DA SUBITO, i protagonisti del racket, i monarchi e le loro dinastie in primo luogo, devono costruire reti o coalizioni con altri gruppi sociali e concedere qualcosa ai dominati. Per essere egemone e opporsi ai propri avversari, il dominante deve avere un certo consenso, problema che risulterà crescente con il passare dei secoli, fino agli Stati costituzionali e democratici.

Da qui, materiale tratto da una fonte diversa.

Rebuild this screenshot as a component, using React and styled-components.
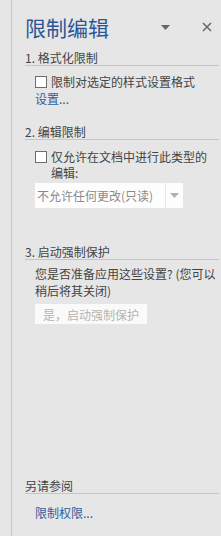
import styled, { createGlobalStyle } from "styled-components";

const Global = createGlobalStyle`
  html, body {
    margin: 0;
    padding: 0;
    background: #e6e6e6;
  }
  body {
    font-family: "Noto Sans CJK SC", "Liberation Sans", sans-serif;
  }
`;

const Pane = styled.div`
  box-sizing: border-box;
  height: 536px;
  width: 210px;
  margin-left: 11px;
  border-left: 1px solid #c8c8c8;
  padding: 12px 2px 15px 13px;
  display: flex;
  flex-direction: column;
  color: #444;
  font-size: 12px;
`;

const Head = styled.div`
  display: flex;
  align-items: center;
  height: 30px;
`;

const Title = styled.h1`
  flex: 1;
  margin: 0;
  font-size: 21px;
  font-weight: normal;
  line-height: 30px;
  color: #2b5797;
`;

const IconBtn = styled.span`
  display: flex;
  align-items: center;
  justify-content: center;
  width: 24px;
  height: 20px;
  margin-right: ${(p) => p.$gap || 0}px;
`;

const Section = styled.div`
  margin-top: ${(p) => p.$top}px;
`;

const SectionTitle = styled.div`
  line-height: 14px;
  border-bottom: 1px solid #c6c6c6;
  color: #444;
`;

const Body = styled.div`
  padding-left: 10px;
  display: flex;
  flex-direction: column;
  align-items: flex-start;
`;

const CheckRow = styled.label`
  display: flex;
  align-items: flex-start;
  gap: 4px;
  margin-top: ${(p) => p.$top}px;
  line-height: 16px;
`;

const Box = styled.span`
  flex: none;
  box-sizing: border-box;
  width: 12px;
  height: 12px;
  margin-top: 2px;
  border: 1px solid #6d6d6d;
  background: #fff;
`;

const Link = styled.a`
  color: #2e5f9e;
  line-height: 16px;
  margin-top: ${(p) => p.$top || 0}px;
  text-decoration: none;
  cursor: pointer;
`;

const Select = styled.div`
  display: flex;
  box-sizing: border-box;
  width: 148px;
  height: 25px;
  margin-top: 2px;
  background: #fdfdfd;
`;

const SelectText = styled.span`
  flex: 1;
  line-height: 25px;
  padding-left: 2px;
  color: #8a8a8a;
  border-right: 1px solid #e6e6e6;
`;

const SelectArrow = styled.span`
  width: 17px;
  display: flex;
  align-items: center;
  justify-content: center;
`;

const Text = styled.p`
  margin: 5px 0 0;
  line-height: 17px;
  color: #444;
`;

const Button = styled.button`
  margin-top: 5px;
  width: 112px;
  height: 20px;
  border: none;
  background: #fafafa;
  color: #b4b4b4;
  font: inherit;
  font-size: 12px;
  padding: 0;
`;

const Footer = styled.div`
  margin-top: auto;
`;

const Caret = ({ color = "#666" }) => (
  <svg width="9" height="5" viewBox="0 0 9 5">
    <path d="M0 0h9L4.5 5z" fill={color} />
  </svg>
);

export default function App() {
  return (
    <>
      <Global />
      <Pane>
        <Head>
          <Title>限制编辑</Title>
          <IconBtn $gap={18}>
            <Caret />
          </IconBtn>
          <IconBtn>
            <svg width="10" height="10" viewBox="0 0 10 10">
              <path d="M1 1l8 8M9 1l-8 8" stroke="#6a6a6a" strokeWidth="1.6" />
            </svg>
          </IconBtn>
        </Head>

        <Section $top={9}>
          <SectionTitle>1. 格式化限制</SectionTitle>
          <Body>
            <CheckRow $top={8}>
              <Box />
              <span>限制对选定的样式设置格式</span>
            </CheckRow>
            <Link $top={1}>设置...</Link>
          </Body>
        </Section>

        <Section $top={18}>
          <SectionTitle>2. 编辑限制</SectionTitle>
          <Body>
            <CheckRow $top={9}>
              <Box />
              <span>
                仅允许在文档中进行此类型的
                <br />
                编辑:
              </span>
            </CheckRow>
            <Select>
              <SelectText>不允许任何更改(只读)</SelectText>
              <SelectArrow>
                <Caret color="#b0b0b0" />
              </SelectArrow>
            </Select>
          </Body>
        </Section>

        <Section $top={37}>
          <SectionTitle>3. 启动强制保护</SectionTitle>
          <Body>
            <Text>
              您是否准备应用这些设置? (您可以
              <br />
              稍后将其关闭)
            </Text>
            <Button>是，启动强制保护</Button>
          </Body>
        </Section>

        <Footer>
          <SectionTitle>另请参阅</SectionTitle>
          <Body>
            <Link $top={11}>限制权限...</Link>
          </Body>
        </Footer>
      </Pane>
    </>
  );
}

È quella che per Gramsci (non citato nel libro, ci sarebbe stato bene), è la dialettica fondamentale dello stato moderno, quella tra il suo mito ideologico e la sua realtà: lo Stato è dominio, violenza, repressione, doppio stato, governo invisibile, appropriazione privata di beni pubblici, ma è anche un’idea di nazione originariamente progressista e rivolta al futuro, resta la più grande cerchia di riconoscimento sociale e intersoggettiva moderna, è anche (parzialmente) sfera pubblica, pluralismo e, grazie all’intreccio tra necessità storiche oggettive e grandi mobilitazioni popolari, strumento e luogo dell’inclusione dei cittadini nel perimetro della politica. Questo secondo polo della statualità, il polo democratico-sociale, è da sempre il più fragile. Mastropaolo analizza in profondità i noti motivi di crisi della democrazia contemporanea, in cui le ambivalenze costitutive dello stato moderno ritornano, spesso approfondite e radicalizzate. Rappresentanza, partiti, pluralismo, relativa autonomia della politica dalle forze di mercato: tutto ciò che si definisce «democrazia rappresentativa» è oggi in gioco nelle fondamenta. Democrazia (occidentale) che ingigantisce il mito di sé utilizzandolo come base di legittimazione di rinnovati progetti di dominio (o di resistenza al declino), come osserviamo ogni giorno. Mentre la democrazia reale diventa una forma di neo-oligarchismo che ha eroso i meccanismi di rappresentanza per i ceti popolari e i ceti medi, lasciandone il quasi-monopolio alle forze economiche dominanti. Capita che, come recentemente in Francia, nemmeno il simulacro del voto popolare abbia più effettività.

NELLO STESSO TEMPO gli Stati sono tutt’altro che irrilevanti. Fanno la guerra, utilizzano le leggi e le risorse pubbliche per sostenere gli interessi delle forze economiche dominanti, governano i subordinati. La statualità cambia dimensione, può esprimere una propria sovranità soprattutto quando acquisisce dimensioni quasi-continentali (Usa, Cina) o ridisloca la sua estensione a livello sovranazionale, ma non scompare. Anche nella «vecchia» dimensione dello stato nazionale, alcuni governi nelle diverse aree del globo dimostrano che non è impossibile esercitare una sovranità politica che non sia la mera traduzione degli interessi imprenditoriali e finanziari. Considerando anche i modelli di statualità che si affermano al di fuori dell’occidente, a volte dispiegando forme straordinarie di efficacia nella realizzazione delle politiche (Cina), si può pensare che anche la statualità, come altre dimensione del sociale contemporaneo, sia attualmente in una fase di transizione. Non possiamo sapere quale modello dominante ne scaturirà. Mastropaolo si chiede cosa impedisca a popoli sempre più esclusi dalla rappresentanza di opporsi attivamente a questa esclusione. I nodi fondamentali della politica nazionale e internazionale stanno arrivando a un punto di irreversibilità: concentrazione della ricchezza, guerra, crisi ambientale. Tutti gli assetti politici e sociali, quindi anche il rapporto tra governanti e governati, ne usciranno trasformati, e la direzione in cui questo avverrà non è scritta.